Romney did score some successes beyond his health-care legislation, notably joining a Democratic legislature to cut a deficit-ridden budget by $1.6 billion. Some outside experts and former aides say his administration excelled at the sorts of nuts-and-bolts efficiencies that make bureaucracies run better, such as streamlining permit approvals and modernizing jobs programs.
Romney lobbied successfully to block changes in the state's much-admired charter-school program, but his own education reforms went mostly unrealized. Unemployment dropped less than a percentage point during his four years.
Romney won lawmakers' consent to streamline a tangled health-and-human-services bureaucracy, but the savings amounted to only $7 million a year. He entered office considering an eight-state compact to battle climate change but left office outside the consortium, saying it cost too much.

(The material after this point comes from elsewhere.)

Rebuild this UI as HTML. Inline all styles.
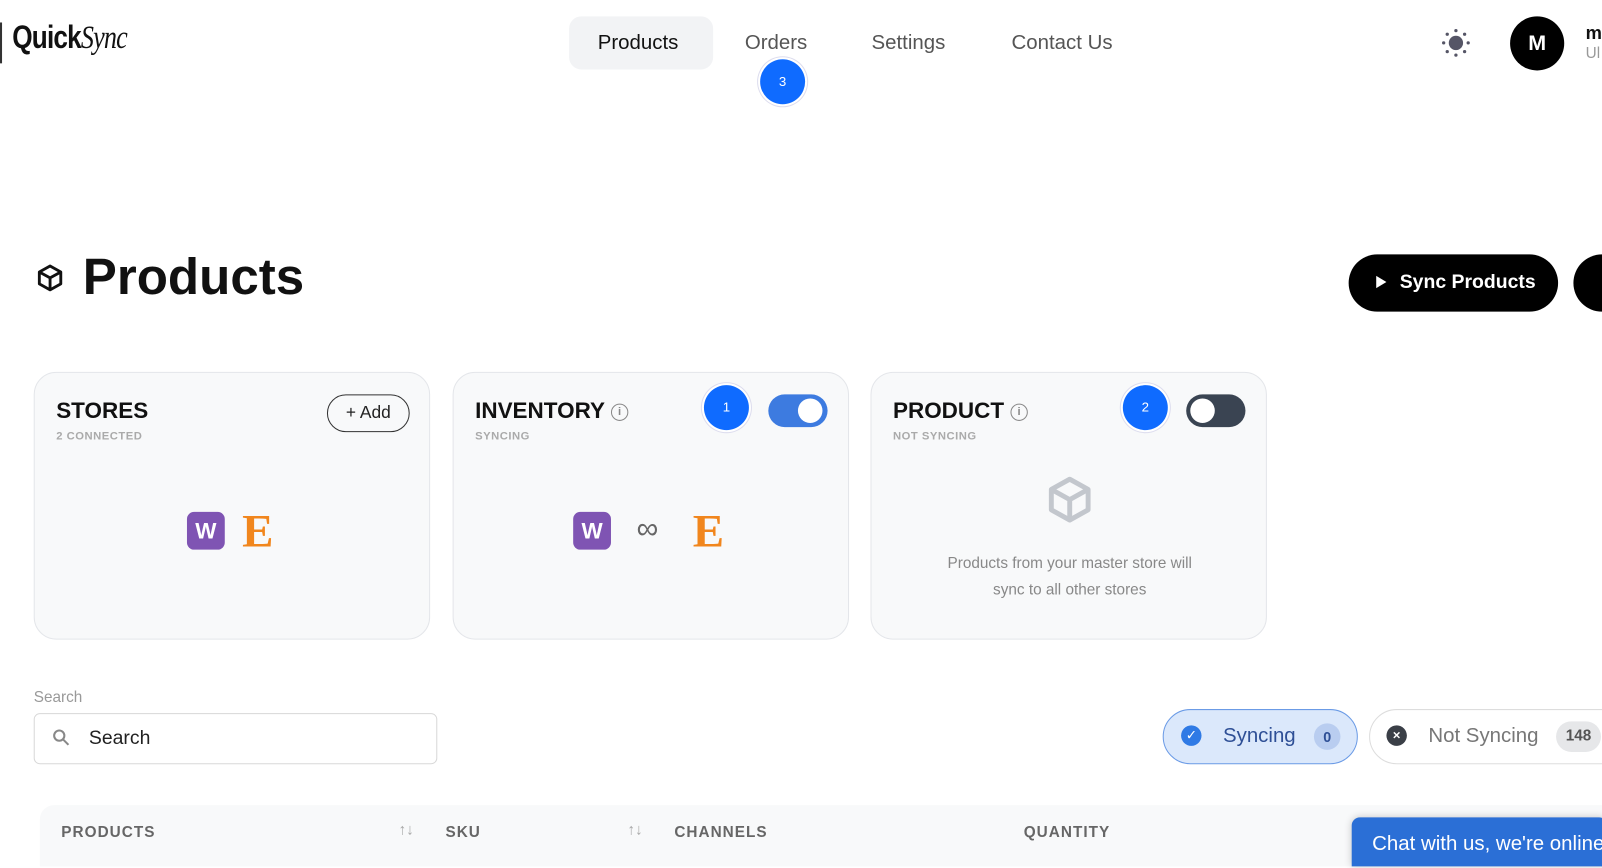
<!DOCTYPE html>
<html><head><style>
*{box-sizing:border-box;margin:0;padding:0}
body{width:1602px;height:868px;overflow:hidden;background:#fff;font-family:"Liberation Sans",sans-serif;position:relative;color:#111}
#w{position:absolute;left:0;top:0;width:1568px;height:850px;transform:scale(1.0217);transform-origin:0 0;overflow:hidden}
.a{position:absolute}
.nav{font-size:20px;color:#555;top:31px}
.card{position:absolute;top:364px;width:388px;height:262px;border:1px solid #e4e6ea;border-radius:22px;background:#f8f9fa}
.card h3{position:absolute;left:21px;top:24px;font-size:22px;font-weight:bold;color:#111}
.card .sub{position:absolute;left:21px;top:56px;font-size:11px;font-weight:bold;color:#aaa;letter-spacing:.5px}
.badge{position:absolute;width:44px;height:44px;border-radius:50%;background:#0f6bff;color:#fff;font-size:13px;text-align:center;line-height:44px;box-shadow:0 0 0 2px #fff,0 0 0 3px #dde}
.w{position:absolute;width:37px;height:37px;border-radius:7px;background:#7f54b3;color:#fff;font-size:22px;font-weight:bold;text-align:center;line-height:37px}
.e{position:absolute;font-family:"Liberation Serif",serif;font-weight:bold;font-size:46px;color:#f1861d;line-height:46px}
.info{display:inline-block;width:17px;height:17px;border:1.5px solid #888;border-radius:50%;font-size:11px;color:#888;text-align:center;line-height:14px;font-weight:bold;vertical-align:middle}
.th{position:absolute;top:806px;font-size:15px;font-weight:bold;color:#666;letter-spacing:1px}
</style></head><body><div id="w">
<div class="a" style="left:0;top:22px;width:2px;height:40px;background:#333"></div>
<div class="a" style="left:12px;top:18px;font-size:32px;font-weight:bold;letter-spacing:-1px;transform:scaleX(.8);transform-origin:left">Quick<i style="font-family:'Liberation Serif',serif;font-weight:normal">Sync</i></div>

<div class="a" style="left:557px;top:16px;width:141px;height:52px;border-radius:12px;background:#f2f3f5"></div>
<div class="a nav" style="left:585px;color:#111">Products</div>
<div class="a nav" style="left:729px">Orders</div>
<div class="a nav" style="left:853px">Settings</div>
<div class="a nav" style="left:990px">Contact Us</div>
<div class="badge" style="left:744px;top:58px">3</div>

<svg class="a" style="left:1410px;top:27px" width="30" height="30" viewBox="0 0 30 30"><circle cx="15" cy="15" r="7" fill="#556"/><g fill="#556"><circle cx="15" cy="3" r="1.6"/><circle cx="15" cy="27" r="1.6"/><circle cx="3" cy="15" r="1.6"/><circle cx="27" cy="15" r="1.6"/><circle cx="6.5" cy="6.5" r="1.6"/><circle cx="23.5" cy="6.5" r="1.6"/><circle cx="6.5" cy="23.5" r="1.6"/><circle cx="23.5" cy="23.5" r="1.6"/></g></svg>
<div class="a" style="left:1478px;top:16px;width:53px;height:53px;border-radius:50%;background:#000;color:#fff;font-size:21px;font-weight:bold;text-align:center;line-height:53px">M</div>
<div class="a" style="left:1552px;top:22px;font-size:18px;font-weight:bold">m</div>
<div class="a" style="left:1552px;top:44px;font-size:15px;color:#999">Ul</div>

<svg class="a" style="left:35px;top:258px" width="28" height="28" viewBox="0 0 24 24" fill="none" stroke="#111" stroke-width="2.4" stroke-linejoin="round"><path d="M12 2 21 7v10l-9 5-9-5V7z M3 7l9 5 9-5 M12 12v10 M12 12 21 7"/></svg>
<div class="a" style="left:81px;top:242px;font-size:50px;font-weight:bold">Products</div>

<div class="a" style="left:1320px;top:249px;width:205px;height:56px;border-radius:28px;background:#000;color:#fff;font-size:19px;font-weight:bold;line-height:56px;padding-left:50px">Sync Products</div>
<div class="a" style="left:1347px;top:270px;width:0;height:0;border-left:10px solid #fff;border-top:6px solid transparent;border-bottom:6px solid transparent"></div>
<div class="a" style="left:1540px;top:249px;width:80px;height:56px;border-radius:28px;background:#000"></div>

<div class="card" style="left:33px">
<h3>STORES</h3><div class="sub">2 CONNECTED</div>
<div class="a" style="left:286px;top:21px;width:81px;height:37px;border:1.5px solid #333;border-radius:19px;font-size:17px;line-height:34px;text-align:center;color:#222">+ Add</div>
<div class="w" style="left:149px;top:136px">W</div>
<div class="e" style="left:203px;top:132px">E</div>
</div>
<div class="card" style="left:443px">
<h3>INVENTORY <span class="info">i</span></h3><div class="sub">SYNCING</div>
<div class="badge" style="left:245px;top:12px">1</div>
<div class="a" style="left:308px;top:21px;width:58px;height:32px;border-radius:16px;background:#3d7be0"><div class="a" style="left:29px;top:4px;width:24px;height:24px;border-radius:50%;background:#fff"></div></div>
<div class="w" style="left:117px;top:136px">W</div>
<div class="a" style="left:179px;top:136px;font-size:30px;color:#666">∞</div>
<div class="e" style="left:234px;top:132px">E</div>
</div>
<div class="card" style="left:852px">
<h3>PRODUCT <span class="info">i</span></h3><div class="sub">NOT SYNCING</div>
<div class="badge" style="left:246px;top:12px">2</div>
<div class="a" style="left:308px;top:21px;width:58px;height:32px;border-radius:16px;background:#3a4452"><div class="a" style="left:4px;top:4px;width:24px;height:24px;border-radius:50%;background:#fff"></div></div>
<svg class="a" style="left:170px;top:100px" width="48" height="48" viewBox="0 0 24 24" fill="none" stroke="#c3c7cd" stroke-width="2.4" stroke-linejoin="round"><path d="M12 2 21 7v10l-9 5-9-5V7z M3 7l9 5 9-5 M12 12v10"/></svg>
<div class="a" style="left:0;width:388px;top:174px;text-align:center;font-size:15px;color:#888;line-height:26px">Products from your master store will<br>sync to all other stores</div>
</div>

<div class="a" style="left:33px;top:674px;font-size:15px;color:#999">Search</div>
<div class="a" style="left:33px;top:698px;width:395px;height:50px;border:1px solid #d8d8d8;border-radius:6px"></div>
<svg class="a" style="left:51px;top:713px" width="18" height="18" viewBox="0 0 18 18" fill="none" stroke="#888" stroke-width="2"><circle cx="7" cy="7" r="5"/><path d="M11 11l5 5"/></svg>
<div class="a" style="left:87px;top:712px;font-size:19px;color:#222">Search</div>

<div class="a" style="left:1138px;top:694px;width:191px;height:54px;border:1.5px solid #6b9be6;border-radius:27px;background:#dbe8fb"></div>
<div class="a" style="left:1156px;top:710px;width:20px;height:20px;border-radius:50%;background:#2f7ae5;color:#fff;font-size:13px;text-align:center;line-height:20px">✓</div>
<div class="a" style="left:1197px;top:709px;font-size:20px;color:#2e4f96">Syncing</div>
<div class="a" style="left:1286px;top:708px;width:26px;height:26px;border-radius:50%;background:#b9cdf0;font-size:14px;font-weight:bold;color:#2e4f96;text-align:center;line-height:26px">0</div>
<div class="a" style="left:1340px;top:694px;width:280px;height:54px;border:1.5px solid #ddd;border-radius:27px;background:#fff"></div>
<div class="a" style="left:1357px;top:710px;width:20px;height:20px;border-radius:50%;background:#3a3f47;color:#fff;font-size:13px;font-weight:bold;text-align:center;line-height:20px">×</div>
<div class="a" style="left:1398px;top:709px;font-size:20px;color:#777">Not Syncing</div>
<div class="a" style="left:1523px;top:706px;width:44px;height:30px;border-radius:15px;background:#e6e7e9;font-size:15px;font-weight:bold;color:#555;text-align:center;line-height:30px">148</div>

<div class="a" style="left:39px;top:788px;width:1563px;height:60px;background:#f8f9fa;border-radius:14px 0 0 0"></div>
<div class="th" style="left:60px">PRODUCTS</div>
<div class="a" style="left:390px;top:804px;font-size:15px;color:#aaa">↑↓</div>
<div class="th" style="left:436px">SKU</div>
<div class="a" style="left:614px;top:804px;font-size:15px;color:#aaa">↑↓</div>
<div class="th" style="left:660px">CHANNELS</div>
<div class="th" style="left:1002px">QUANTITY</div>
<div class="a" style="left:1323px;top:800px;width:250px;height:48px;border-radius:8px 8px 0 0;background:#2b6fd6;color:#fff;font-size:20px;line-height:52px;padding-left:20px;white-space:nowrap;overflow:hidden;box-shadow:0 0 8px rgba(0,0,0,.2)">Chat with us, we're online</div>
</div></body></html>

"He put on the table in his inaugural address, and then in his budget, a series of proposed reforms like civil-service reform, pension reform — going right to the heart of the lion's den," said Michael Widmer, president of the nonpartisan Massachusetts Taxpayers Foundation. But excepting health care, "he never followed up. There was a handful of successes, but there was never a full-blown or focused program in the sense of saying, 'Here's our vision.' "
Romney's former aides disagree. "That's an overwrought type of critique," said Timothy Murphy, the health-and-human-services secretary under Romney. "If you take a look at the things the governor set out to do, we accomplished a lot."